Beach has Christina Hole’s Haunted England but honestly can’t be bothered to look to see where this misunderstanding came from. He headed the post though with a shot from Taffy Thomas’ Cumbrian Folk Tales and Taffy’s lively retelling. Are these Roman soldiers too…? There has been a mania in recent years with Roman soldiers in the Peak District (in the English Midlands). Are Roman ghosts now moving north towards ‘their’ wall.
Another interesting meme is the notion of guards sitting out on 23 June to wait for ghosts.
It wasn’t until eight years later in 1745 when people began to take the ghosts of Souter Fell a little more seriously, as on this occasion, they were witnessed by almost thirty people! By then it was decided that a watch should take place on the anniversary of the sightings, which was midsummer’s eve. Everyone attending was chosen specifically to observe the phenomenon and each had their own jobs to do in order to document the event should the phantom army make their appearance, which of course they did. All those attending observed open-mouthed and rooted to the spot as, for two hours, the spectral army marched across the fell top. Darren W. Ritson, Supernatural North
Beach has been unable to track the origins of this idea, but he suspects that it might be quite old. He came across this reference, which is vaguely similar from 1880:
About the middle of the last century the people residing in the Cumberland were in terror about a strange phenomenon in connection with Souter Fell. On Midsummer Eve in each year the side of the hill was peopled with a moving army of horsemen, and the ‘fact’ was patent to anybody who chose to look.
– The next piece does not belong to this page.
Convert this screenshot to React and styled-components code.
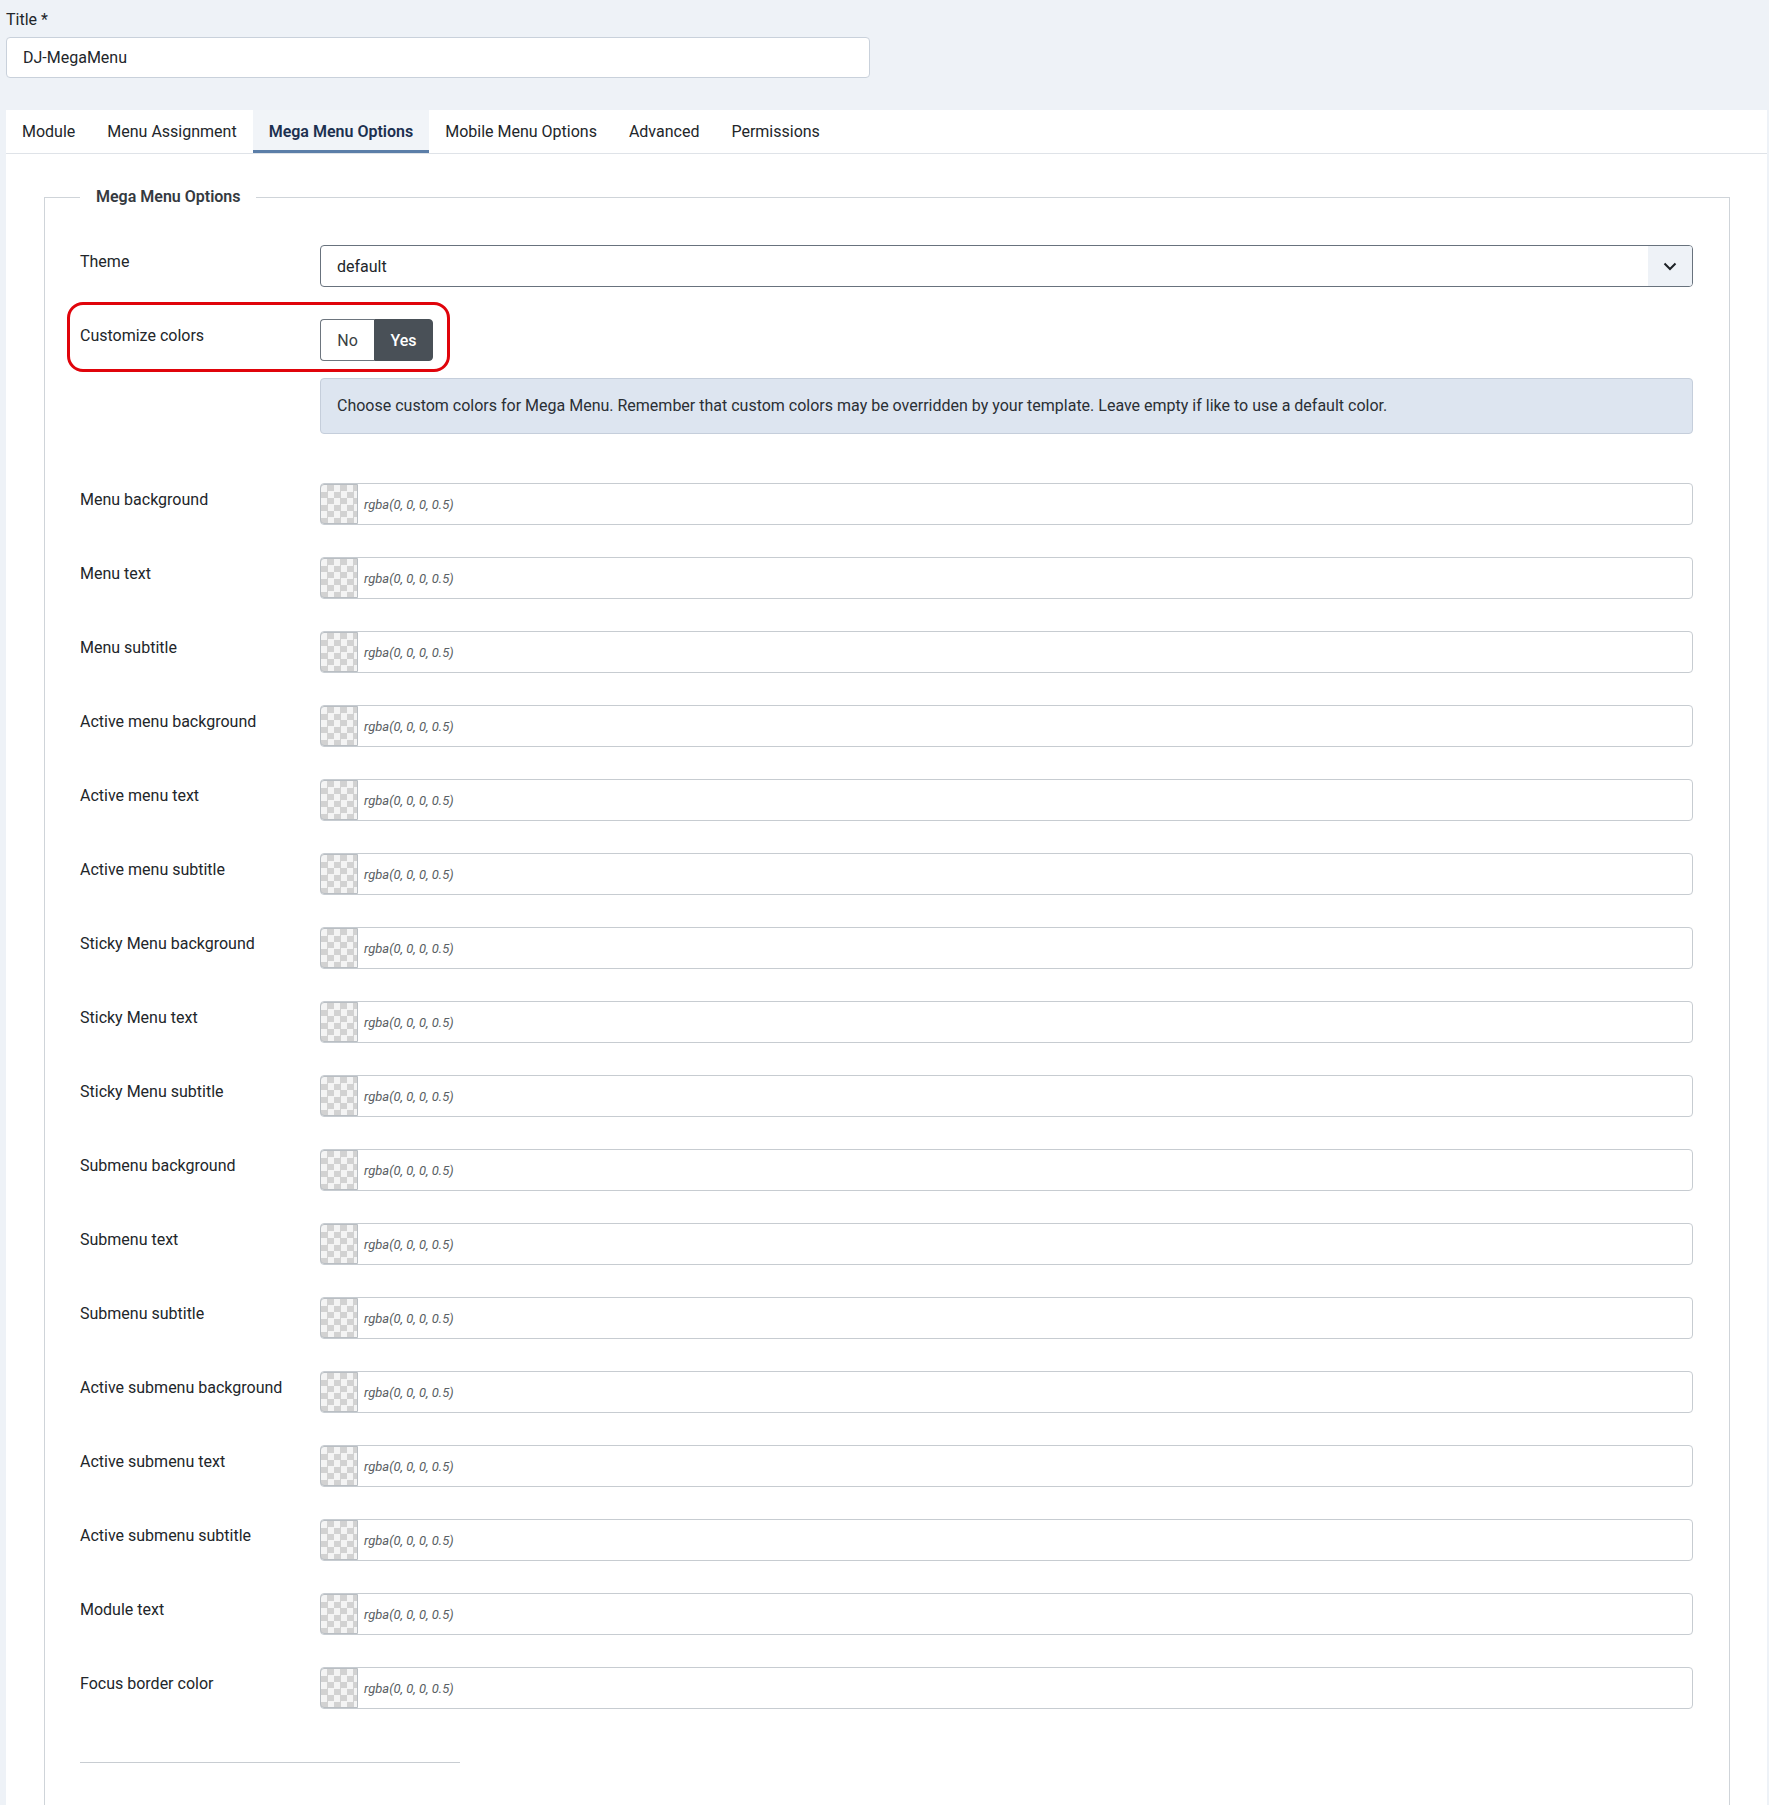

For years the people assembled in awe and wonder and gazed upon the mystery, and it was only when it occurred to someone to pay a visit to the spot and examine the turf, &c that the belief in the reality of the apparition began to abate. Anon, ‘A Most Respectable Ghost’, Sheffield Daily Telegraph (17 Jan 1880), 10
Note the author’s misunderstanding of examining the turf. The whole point was that nothing was found: he implies that something was found and that the phantoms were shown to be real men.